Labor issues are not unique to United States law. The European Union has dealt with countless sports-related legal issues. The most important development in this area was the Bosman ruling, in which the European Court of Justice invalidated restrictions imposed by EU member countries and UEFA (the governing body for football within Europe) on foreign EU nationals. Bosman was extended to countries with associate trading relationships with the EU by the Kolpak ruling. The 6+5 rule was a proposed rule by FIFA that sought to limit the effects of Bosman and its offshoots on football clubs; it sparked considerable legal controversy in Europe and was abandoned in 2010.

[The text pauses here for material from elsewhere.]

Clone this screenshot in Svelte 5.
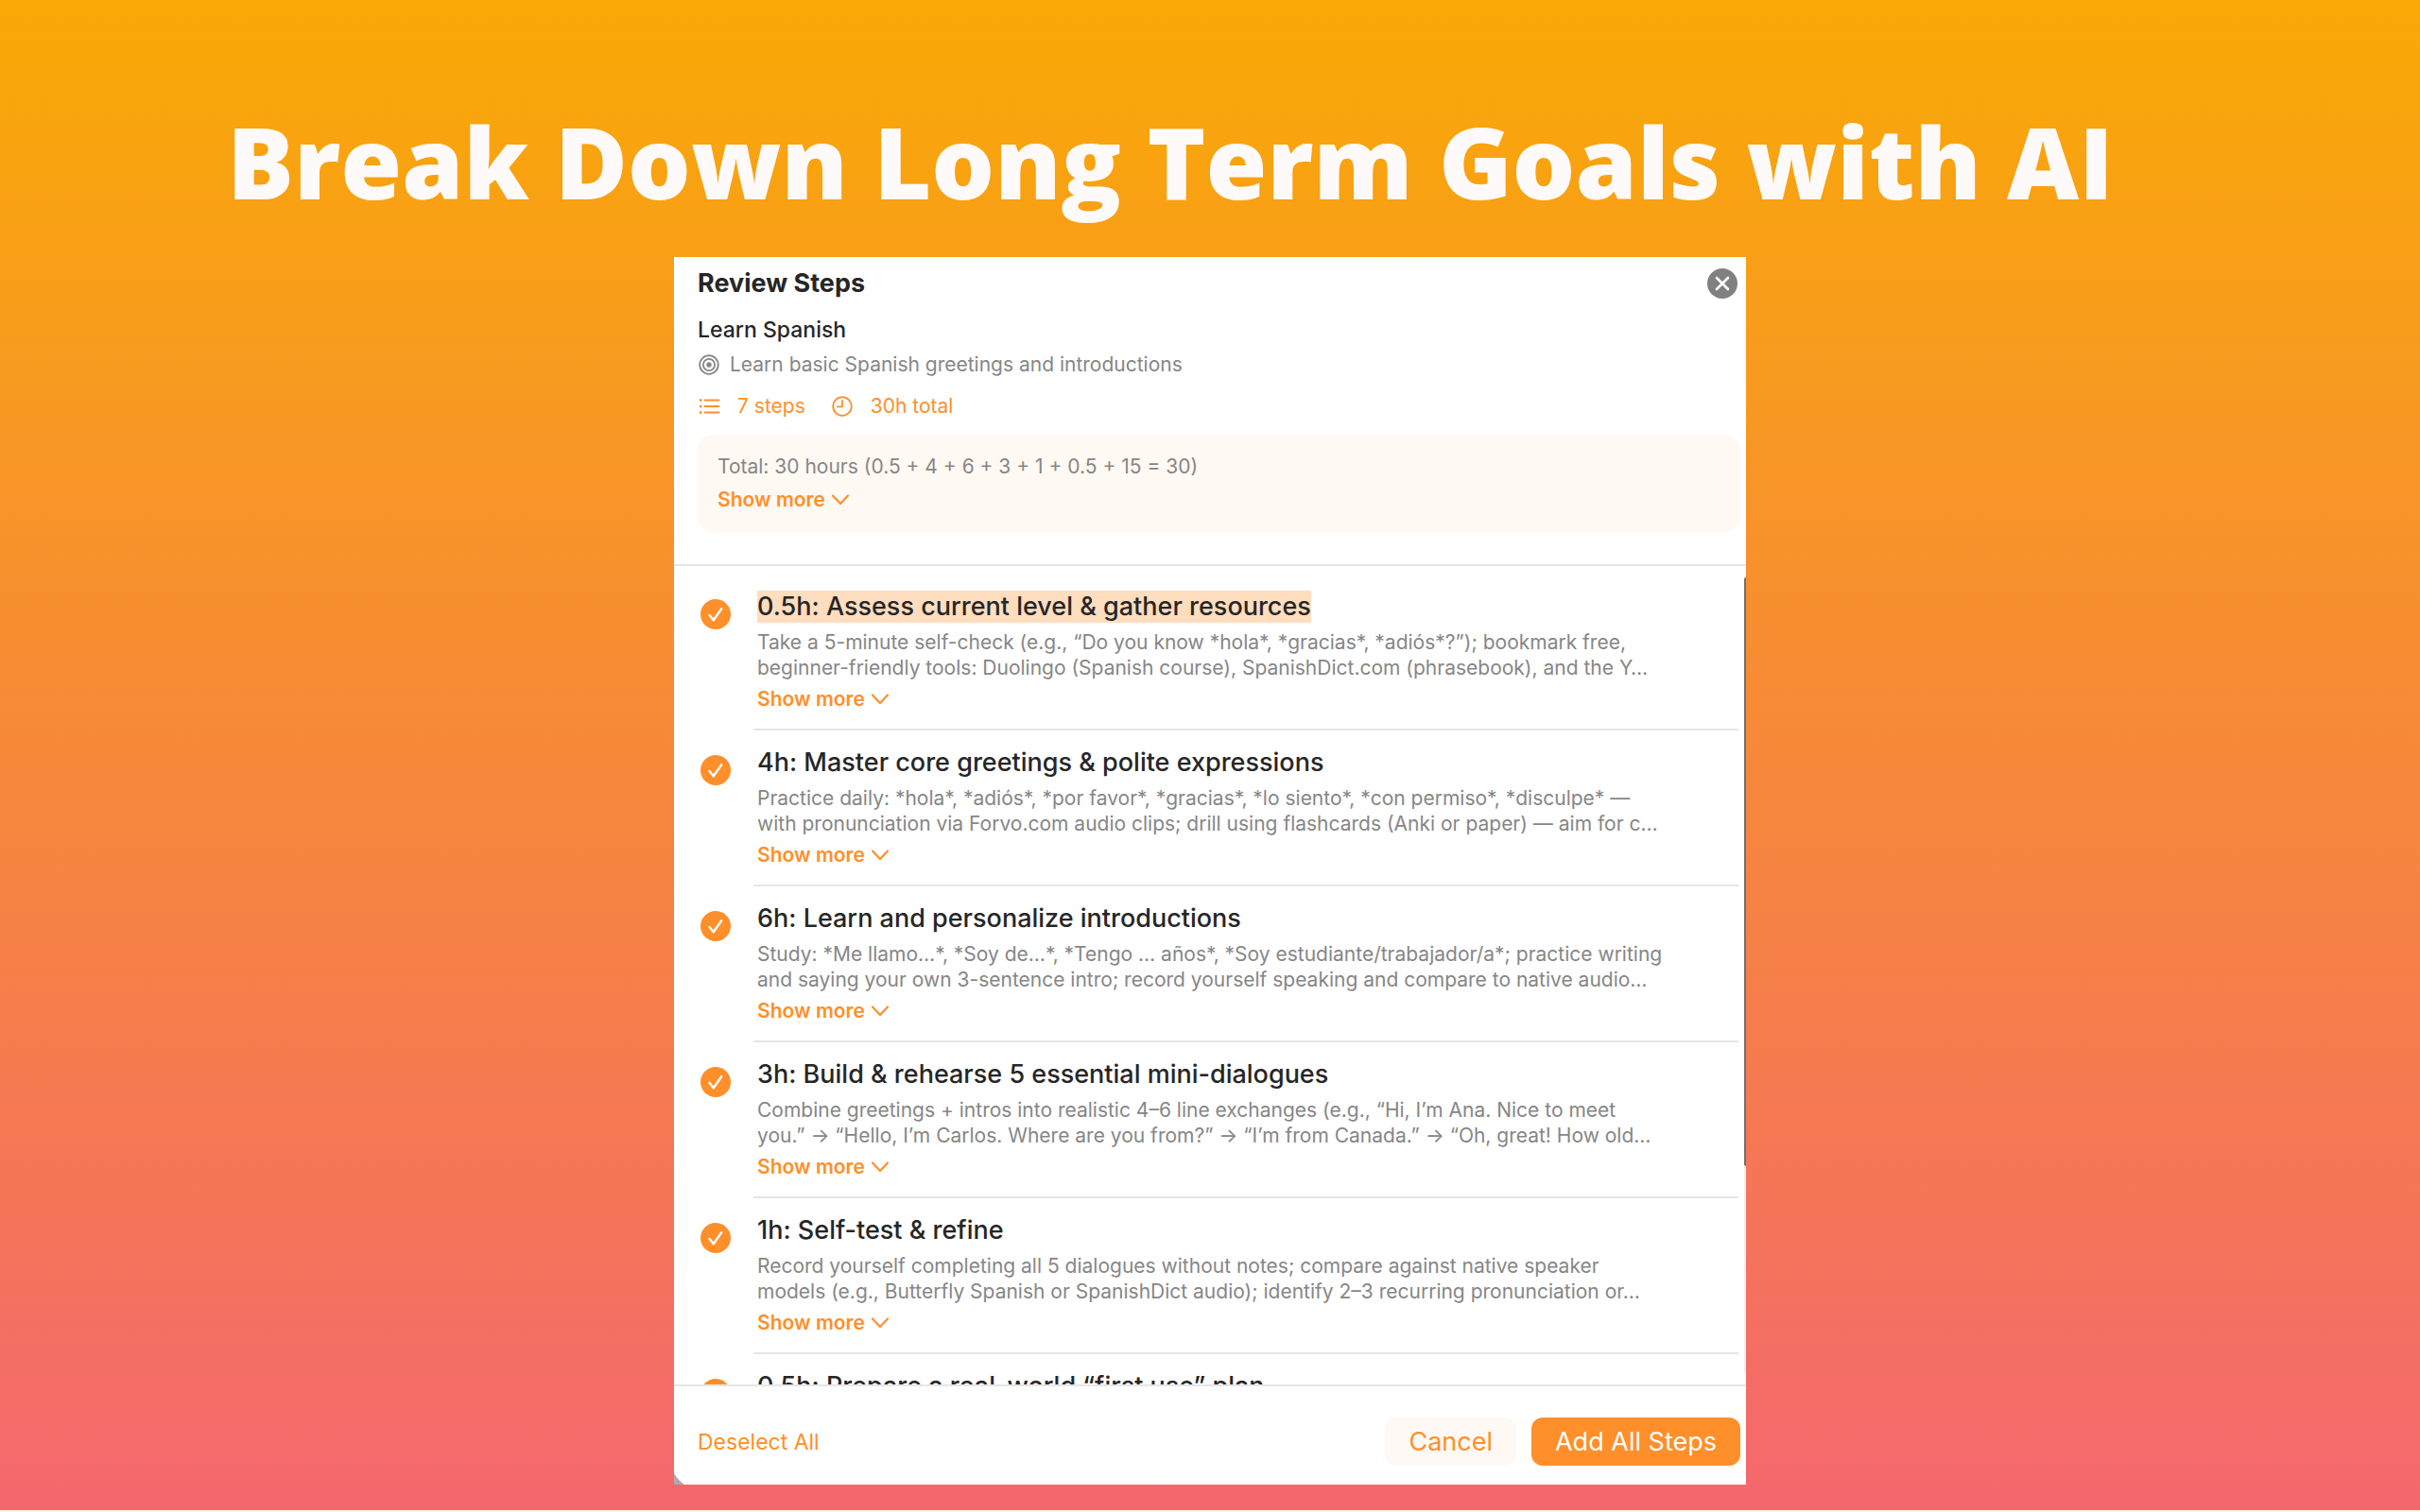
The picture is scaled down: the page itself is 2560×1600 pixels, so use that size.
<script lang="ts">
  interface Step {
    title: string;
    notes?: string;
    highlighted?: boolean;
  }

  const steps: Step[] = [
    {
      title: '0.5h: Assess current level & gather resources',
      notes:
        'Take a 5-minute self-check (e.g., “Do you know *hola*, *gracias*, *adiós*?”); bookmark free,\n' +
        'beginner-friendly tools: Duolingo (Spanish course), SpanishDict.com (phrasebook), and the Y…',
      highlighted: true
    },
    {
      title: '4h: Master core greetings & polite expressions',
      notes:
        'Practice daily: *hola*, *adiós*, *por favor*, *gracias*, *lo siento*, *con permiso*, *disculpe* —\n' +
        'with pronunciation via Forvo.com audio clips; drill using flashcards (Anki or paper) — aim for c…'
    },
    {
      title: '6h: Learn and personalize introductions',
      notes:
        'Study: *Me llamo…*, *Soy de…*, *Tengo … años*, *Soy estudiante/trabajador/a*; practice writing\n' +
        'and saying your own 3-sentence intro; record yourself speaking and compare to native audio…'
    },
    {
      title: '3h: Build & rehearse 5 essential mini-dialogues',
      notes:
        'Combine greetings + intros into realistic 4–6 line exchanges (e.g., “Hi, I’m Ana. Nice to meet\n' +
        'you.” → “Hello, I’m Carlos. Where are you from?” → “I’m from Canada.” → “Oh, great! How old…'
    },
    {
      title: '1h: Self-test & refine',
      notes:
        'Record yourself completing all 5 dialogues without notes; compare against native speaker\n' +
        'models (e.g., Butterfly Spanish or SpanishDict audio); identify 2–3 recurring pronunciation or…'
    },
    {
      title: '0.5h: Prepare a real-world “first use” plan'
    }
  ];

  let selected = $state(steps.map(() => true));

  function deselectAll() {
    selected = steps.map(() => false);
  }
</script>

{#snippet showMore()}
  <button type="button" class="more">
    Show more
    <svg width="20" height="20" viewBox="0 0 20 20" aria-hidden="true">
      <path d="M2 5.5 10 14l8-8.5" />
    </svg>
  </button>
{/snippet}

<main>
  <h1>Break Down Long Term Goals with AI</h1>

  <section class="sheet" aria-labelledby="sheet-title">
    <header>
      <div class="bar">
        <h2 id="sheet-title">Review Steps</h2>
        <button type="button" class="close" aria-label="Close">
          <svg width="32" height="32" viewBox="0 0 32 32" aria-hidden="true">
            <circle cx="16" cy="16" r="16" />
            <path d="m10 10 12 12M22 10 10 22" />
          </svg>
        </button>
      </div>

      <h3>Learn Spanish</h3>
      <p class="goal">
        <svg class="icon" width="24" height="24" viewBox="0 0 24 24" aria-hidden="true">
          <circle cx="12" cy="12" r="9.8" />
          <circle cx="12" cy="12" r="6.1" />
          <circle cx="12" cy="12" r="2.7" class="dot" />
        </svg>
        Learn basic Spanish greetings and introductions
      </p>

      <div class="meta">
        <span>
          <svg class="icon" width="24" height="24" viewBox="0 0 24 24" aria-hidden="true">
            <path d="M7.5 5.5h15M7.5 12h15M7.5 18.5h15" />
            <path d="M2 5.5h2.4M2 12h2.4M2 18.5h2.4" class="bullets" />
          </svg>
          7 steps
        </span>
        <span>
          <svg class="icon" width="24" height="24" viewBox="0 0 24 24" aria-hidden="true">
            <circle cx="12" cy="12" r="9.8" />
            <path d="M12 5.8v6.6H6.8" />
          </svg>
          30h total
        </span>
      </div>

      <div class="summary">
        <p>Total: 30 hours (0.5 + 4 + 6 + 3 + 1 + 0.5 + 15 = 30)</p>
        {@render showMore()}
      </div>
    </header>

    <div class="list">
      <ul>
        {#each steps as step, i}
          <li>
            <span class="check">
              <input type="checkbox" aria-label={step.title} bind:checked={selected[i]} />
              <svg width="32" height="32" viewBox="0 0 32 32" aria-hidden="true">
                <circle cx="16" cy="16" r="16" />
                {#if selected[i]}
                  <path d="m9.6 17 4.2 5.2 8.4-12" />
                {/if}
              </svg>
            </span>
            <div class="body">
              <h4><span class:highlighted={step.highlighted}>{step.title}</span></h4>
              {#if step.notes}
                <p>{step.notes}</p>
                {@render showMore()}
              {/if}
            </div>
          </li>
        {/each}
      </ul>
      <div class="track"><div class="thumb"></div></div>
    </div>

    <footer>
      <button type="button" class="link" onclick={deselectAll}>Deselect All</button>
      <button type="button" class="cancel">Cancel</button>
      <button type="button" class="primary">Add All Steps</button>
    </footer>

    <svg class="corner" width="11" height="12" viewBox="0 0 11 12" aria-hidden="true">
      <path d="M0 0Q4 7 11 12H0Z" />
    </svg>
  </section>
</main>

<style>
  :global(body) {
    margin: 0;
  }

  main {
    --accent: #ff8f2a;
    --text: #262626;
    --muted: #868686;
    --line: #e6e6e6;
    box-sizing: border-box;
    display: flex;
    flex-direction: column;
    align-items: center;
    height: 100vh;
    padding: 111px 24px 27px;
    border-bottom: 2px solid #fdf0f0;
    background: linear-gradient(#f9aa05, #f4676e);
    color: var(--text);
    font-family: Inter, 'Liberation Sans', sans-serif;
    font-size: 21px;
    line-height: 28px;
  }

  h1,
  h2,
  h3,
  h4,
  p,
  ul {
    margin: 0;
    padding: 0;
  }

  h1 {
    margin-bottom: 41px;
    padding-right: 84px;
    color: #fffafa;
    font: 800 105px/120px 'Open Sans', 'Noto Sans', sans-serif;
  }

  button {
    padding: 0;
    border: none;
    background: none;
    color: var(--accent);
    font: inherit;
    cursor: pointer;
  }

  svg {
    display: block;
    flex: none;
    fill: none;
    stroke: currentColor;
    stroke-linecap: round;
    stroke-linejoin: round;
  }

  .sheet {
    position: relative;
    display: flex;
    flex: 1;
    flex-direction: column;
    width: 100%;
    max-width: 1134px;
    min-height: 0;
    background: #fff;
  }

  header {
    padding: 12px 6px 34px 25px;
    border-bottom: 2px solid var(--line);
  }

  .bar {
    display: flex;
    align-items: center;
    justify-content: space-between;
    padding-right: 3px;
  }

  h2 {
    font-size: 27px;
    font-weight: 700;
    line-height: 32px;
  }

  .close circle {
    fill: #808080;
    stroke: none;
  }

  .close path {
    stroke: #fff;
    stroke-width: 2.6;
  }

  h3 {
    margin-top: 19px;
    font-size: 23px;
    font-weight: 500;
    line-height: 28px;
  }

  .icon {
    stroke-width: 1.8;
  }

  .icon .dot {
    fill: currentColor;
    stroke: none;
  }

  .icon .bullets {
    stroke-linecap: butt;
    stroke-width: 2.4;
  }

  .goal {
    display: flex;
    align-items: center;
    gap: 10px;
    margin-top: 9px;
    color: var(--muted);
  }

  .meta {
    display: flex;
    gap: 27px;
    margin-top: 16px;
    color: var(--accent);
  }

  .meta span {
    display: flex;
    align-items: center;
    gap: 18px;
  }

  .summary {
    display: grid;
    justify-items: start;
    gap: 7px;
    margin-top: 16px;
    padding: 20px 21px;
    border-radius: 16px;
    background: #fff9f3;
    color: var(--muted);
  }

  .more {
    display: flex;
    align-items: center;
    gap: 6px;
    font-weight: 600;
  }

  .more svg {
    stroke-width: 2.2;
  }

  .list {
    position: relative;
    flex: 1;
    min-height: 0;
    overflow: hidden;
  }

  ul {
    padding: 9px 8px 0 28px;
    list-style: none;
  }

  li {
    display: flex;
    gap: 24px;
  }

  .check {
    position: relative;
    flex: none;
    width: 32px;
    height: 32px;
    margin-top: 26px;
    color: var(--accent);
  }

  .check input {
    position: absolute;
    inset: 0;
    width: 100%;
    height: 100%;
    margin: 0;
    opacity: 0;
  }

  .check circle {
    fill: currentColor;
    stroke: none;
  }

  .check input:not(:checked) + svg {
    color: #d0d0d0;
  }

  .check path {
    stroke: #fff;
    stroke-width: 2.4;
  }

  .body {
    flex: 1;
    min-width: 0;
    padding: 17px 0 17px 4px;
    border-bottom: 2px solid var(--line);
  }

  h4 {
    font-size: 27px;
    font-weight: 500;
    line-height: 34px;
  }

  h4 span {
    display: inline-block;
  }

  .highlighted {
    background: #ffddbf;
  }

  .body p {
    margin: 7px 0 6px;
    color: var(--muted);
    line-height: 27px;
    white-space: pre-line;
  }

  .track {
    position: absolute;
    top: 12px;
    right: 0;
    bottom: 12px;
    width: 2px;
    background: #f0f0f0;
  }

  .thumb {
    height: 74%;
    border-radius: 2px 0 0 2px;
    background: #707070;
  }

  footer {
    display: flex;
    align-items: center;
    gap: 16px;
    padding: 33px 6px 20px 25px;
    border-top: 2px solid var(--line);
  }

  .link {
    margin-right: auto;
    font-size: 23px;
  }

  .cancel,
  .primary {
    padding: 0 25px;
    border-radius: 12px;
    font-size: 27px;
    line-height: 51px;
  }

  .cancel {
    background: #fff9f5;
  }

  .primary {
    background: var(--accent);
    color: #fff;
  }

  .corner {
    position: absolute;
    bottom: 0;
    left: 0;
    fill: #ababab;
    stroke: none;
  }
</style>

The subject of drug testing, especially in international sports like cycling and track and field, is under the jurisdiction of each sport's NGB and international federation, the USOC, the IOC, and the World Anti-Doping Agency. The final arbitrator in resolving drug related disputes is the Court of Arbitration for Sports.

Australia

The capacity for the law of assault to intervene in contact sports is limited by the athlete's willing participation. By engaging in a sport, participants are held to accepted the inherent risks of such an activity as applied in Rootes v Shelton.

However, questions of legality arise where the conduct was deliberate as was the case in McCracken v Melbourne Storm & Orcs, where Melbourne Storm players sought to intentionally injure McCracken during play. Similarly, issues also arise where conduct can be characterised to fall "outside the scope of the Plaintiff's consent to degree of physical contact during the game", thus invoking compensation.